July, 2003
 
 
 
 
 
 
 
 
 
 
 
 
 
|
The U.S. War on Iraq and the Consequences for the Arab System
Dr Mohammed Saad Abu Amoud
The US-led war on Iraq, and the subsequent US occupation of the country, has had significant consequences for the Arab system, which has been shown to be unable to provide security to its members. The crisis has made clear that the Arab countries prioritise their commitments to the international community over those made within the framework of the Arab regional system. And while this system thus appears to lack a substantial core, the Arabs have directed much criticism towards the Arab League, as if this organisation can be expected to be anything more than the sum of its parts, or to possess a form of sovereignty that its individual members lack.
The most dangerous of the consequences of the war are the state of frustration and the sense of weakness that prevail in the Arab political arena - feelings that must be changed immediately if the Arab nation is to face the challenges of the coming era. The war also increased the imbalance of power between the Arabs and Israel, which without a doubt will effect the nature of settlement between them.
The US handling of the Iraqi crisis was unprecedented, and there are no guarantees that such tactics will not be employed against other Arab countries. US threats against Syria provide ample proof of Washington's readiness to repeat the Iraqi scenario. Arab countries should thus mobilise to rearrange their internal status and make clear that the repetition of such a scenario is not only totally unacceptable, but, more to the point, detrimental to US strategic interests in the region.
Another negative consequence to the war has been the consideration of various regional projects to replace the Arab system, chief among which is a proposal made by Shimon Perez in the mid-1990s, hailed by the US.
The US has also outlined various visions of its own for the Middle East which indicate that it favours a rearrangement of the region in line with its own interests. Examples of this include the 'road map' for Arab-Israeli settlement, the establishment of a free trade zone between the US and the countries of the region, and the partnership for democracy initiative proposed by Secretary of State Colin Powell in September 2002. These visions effectively rule out the establishment of any independent Arab system able to express and protect Arab interests, which suggests there will be more US pressure in the coming period to dismantle the regional Arab system and substitute it with another one. The Arab countries, then, must work to defend their identities, which would be under threat if any of these regional projects were achieved.
Despite these negative consequences to the war on Iraq, there has been one important positive aspect: the Arab countries have acknowledged the need to reform the basis of the Arab system. The Arabs recognise that they must change their situation, and that future Arab policies should be based on common Arab work in accordance with new rules suited to the international environment and the nature of the challenges that the Arab countries are facing. This admission of the need for comprehensive reform - on the economic, political, social and cultural levels - is an important prelude to reform and development in the Arab world, and a number of Arab initiatives have already been proposed.

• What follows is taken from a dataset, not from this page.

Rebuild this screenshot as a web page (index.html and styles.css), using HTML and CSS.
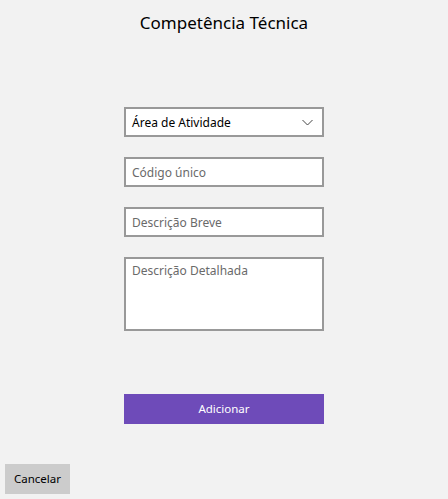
FILE: index.html
```html
<!DOCTYPE html>
<html lang="pt">
<head>
<meta charset="utf-8">
<title>Competência Técnica</title>
<link rel="stylesheet" href="styles.css">
</head>
<body>
<div class="page">
  <h1 class="title">Competência Técnica</h1>
  <form class="form">
    <div class="field combo">
      <span class="combo-text">Área de Atividade</span>
      <svg class="chevron" width="11" height="7" viewBox="0 0 11 7"><path d="M0.5 1 L5.5 6 L10.5 1" fill="none" stroke="#444" stroke-width="1"/></svg>
    </div>
    <div class="field"><span class="placeholder">Código único</span></div>
    <div class="field"><span class="placeholder">Descrição Breve</span></div>
    <div class="field area"><span class="placeholder">Descrição Detalhada</span></div>
    <button type="button" class="btn-primary">Adicionar</button>
  </form>
  <div class="footer">
    <button type="button" class="btn-secondary">Cancelar</button>
  </div>
</div>
</body>
</html>
```
FILE: styles.css
```css
* { box-sizing: border-box; }
html, body { margin: 0; padding: 0; }
body {
  background: #f2f2f2;
  font-family: "Noto Sans", "Open Sans", sans-serif;
  color: #000;
}
.page {
  height: 499px;
  display: flex;
  flex-direction: column;
}
.title {
  margin: 0;
  padding-top: 9px;
  font-size: 17px;
  line-height: 28px;
  font-weight: 400;
  text-align: center;
}
.form {
  width: 200px;
  margin: 70px auto 0;
  display: flex;
  flex-direction: column;
  gap: 20px;
}
.field {
  height: 30px;
  border: 2px solid #999;
  background: #fff;
  display: flex;
  align-items: center;
  padding: 0 8px 0 6px;
  font-size: 12px;
}
.placeholder { color: #6a6a6a; }
.combo { justify-content: space-between; padding-right: 9px; }
.combo-text { color: #000; }
.chevron { display: block; }
.area {
  height: 74px;
  align-items: flex-start;
  padding-top: 3px;
}
.btn-primary {
  margin-top: 43px;
  height: 30px;
  border: none;
  background: #6e4bb9;
  color: #fff;
  font-family: inherit;
  font-size: 11.5px;
  padding: 0 0 1px;
}
.footer {
  margin-top: auto;
  padding: 0 0 5px 5px;
}
.btn-secondary {
  width: 65px;
  height: 30px;
  border: none;
  background: #cccccc;
  color: #000;
  font-family: inherit;
  font-size: 11.5px;
  padding: 0 0 1px;
}
```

A Saudi proposal includes a call for internal reform and the development of political participation across the Arab world. The initiative rejects absolutely any foreign aggression against Arab countries, and includes a commitment to solve all problems peacefully. The Saudis also proposed the setting of a practical plan to create a free trade zone by 2005 as an introduction to the establishment of an common Arab market. This would boost the Arab private sector, attract Arab and international capital, and allow the Arabs to make full use of their human resources.
A proposal from Egypt to reform the Arab League complements the Saudi initiative as it would set up procedures that would help achieve the goals of the Saudis. Egypt proposes the establishment of an Arab security council to settle Arab disputes - with the power to impose sanctions on Arab countries that fail to implement its resolutions - as well as an Arab court of justice, the cancellation of the system of voting by consensus from all levels of the Arab League and the review of common Arab economic agreements, including the Arab free trade agreement, in order that they can be finalised and put into effect. Egypt also proposes the establishment of a small ministerial council to manage Arab affairs in between the rounds of the league council.
Secretary-general of the league Amr Moussa formed a committee to examine these and other proposals, and, in a conference held in Cairo in June 2003, invited numerous Arab intellectuals and experts to examine means of reforming the Arab League.
It should be noted here that excessive self-reproach is not helpful in this situation, but merely exacerbates the problem. The Arabs must consider the situation objectively, without exaggerating or underestimating their problems. What is important at this point is finding the appropriate means to overcome the current crisis.